-- Start --

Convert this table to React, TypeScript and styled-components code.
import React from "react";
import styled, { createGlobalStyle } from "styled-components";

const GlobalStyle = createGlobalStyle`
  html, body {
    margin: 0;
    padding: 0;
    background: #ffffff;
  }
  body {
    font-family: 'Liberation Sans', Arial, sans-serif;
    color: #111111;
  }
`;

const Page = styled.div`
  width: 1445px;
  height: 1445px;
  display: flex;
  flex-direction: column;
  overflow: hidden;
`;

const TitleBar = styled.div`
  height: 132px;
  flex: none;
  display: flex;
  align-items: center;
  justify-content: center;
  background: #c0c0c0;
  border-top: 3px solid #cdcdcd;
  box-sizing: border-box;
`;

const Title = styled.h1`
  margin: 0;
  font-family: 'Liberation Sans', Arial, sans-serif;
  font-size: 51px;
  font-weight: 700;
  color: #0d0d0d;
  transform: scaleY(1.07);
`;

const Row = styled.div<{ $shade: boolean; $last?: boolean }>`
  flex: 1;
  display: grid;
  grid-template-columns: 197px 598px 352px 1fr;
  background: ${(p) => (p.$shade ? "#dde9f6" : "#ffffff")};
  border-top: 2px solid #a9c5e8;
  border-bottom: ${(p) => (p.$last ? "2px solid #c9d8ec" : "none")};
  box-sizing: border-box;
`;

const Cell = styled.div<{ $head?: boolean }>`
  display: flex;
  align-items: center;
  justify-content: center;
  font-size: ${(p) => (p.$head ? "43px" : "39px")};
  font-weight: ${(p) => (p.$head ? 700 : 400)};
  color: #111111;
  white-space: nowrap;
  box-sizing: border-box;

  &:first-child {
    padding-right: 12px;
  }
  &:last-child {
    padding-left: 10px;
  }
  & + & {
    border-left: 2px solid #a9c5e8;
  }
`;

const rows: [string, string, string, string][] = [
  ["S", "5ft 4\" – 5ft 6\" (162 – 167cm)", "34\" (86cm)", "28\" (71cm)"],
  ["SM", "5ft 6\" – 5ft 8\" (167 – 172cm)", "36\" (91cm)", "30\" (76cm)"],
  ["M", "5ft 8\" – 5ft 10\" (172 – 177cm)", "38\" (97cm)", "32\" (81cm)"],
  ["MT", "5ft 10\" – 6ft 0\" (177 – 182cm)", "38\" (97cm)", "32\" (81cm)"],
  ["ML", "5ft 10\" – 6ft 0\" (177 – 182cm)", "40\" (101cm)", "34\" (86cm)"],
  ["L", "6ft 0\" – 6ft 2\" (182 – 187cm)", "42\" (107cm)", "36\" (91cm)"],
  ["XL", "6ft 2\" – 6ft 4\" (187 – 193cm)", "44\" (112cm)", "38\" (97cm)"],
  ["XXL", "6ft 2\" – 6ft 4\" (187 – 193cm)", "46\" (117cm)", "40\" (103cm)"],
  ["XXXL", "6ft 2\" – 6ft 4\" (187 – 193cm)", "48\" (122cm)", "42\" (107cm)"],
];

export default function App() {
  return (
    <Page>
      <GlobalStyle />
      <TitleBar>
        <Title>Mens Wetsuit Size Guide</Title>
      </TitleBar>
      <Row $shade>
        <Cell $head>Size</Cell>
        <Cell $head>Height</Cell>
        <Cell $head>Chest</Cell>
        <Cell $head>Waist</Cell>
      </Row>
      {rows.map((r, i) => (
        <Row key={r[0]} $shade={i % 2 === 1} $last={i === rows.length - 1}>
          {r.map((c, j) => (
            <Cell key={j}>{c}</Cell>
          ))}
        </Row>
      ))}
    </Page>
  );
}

-- End --
-- Start --

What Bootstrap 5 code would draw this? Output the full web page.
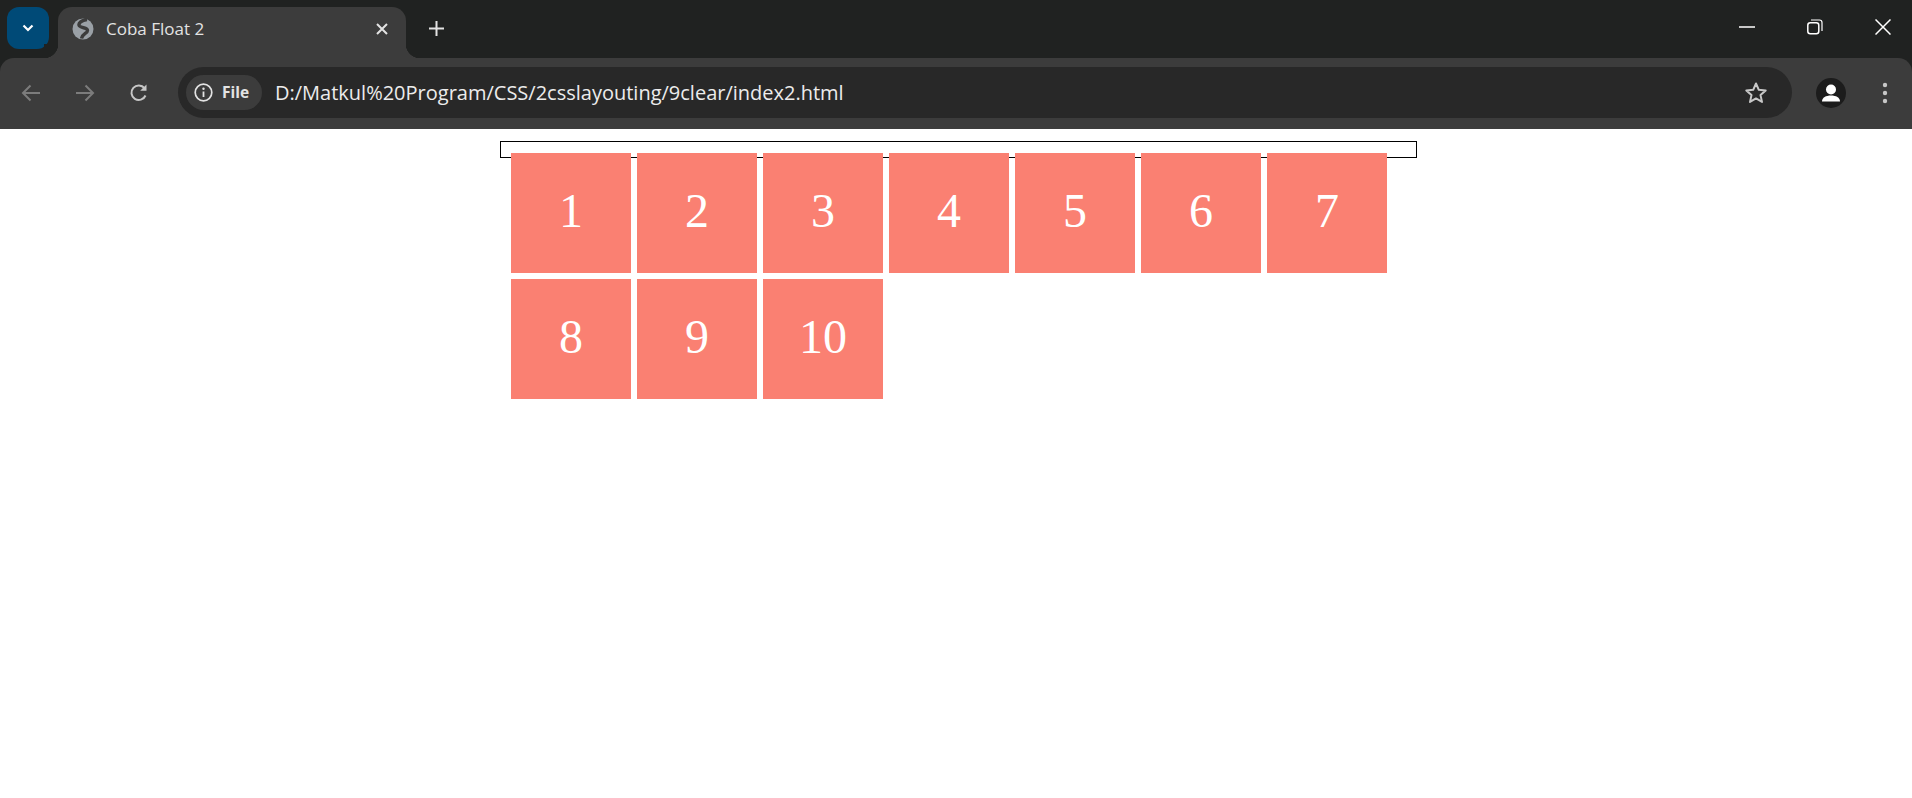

-- End --

→ What you have to do: Take every line that includes the string "this" and copy it.

→ Response to the task:
Convert this table to React, TypeScript and styled-components code.
What Bootstrap 5 code would draw this? Output the full web page.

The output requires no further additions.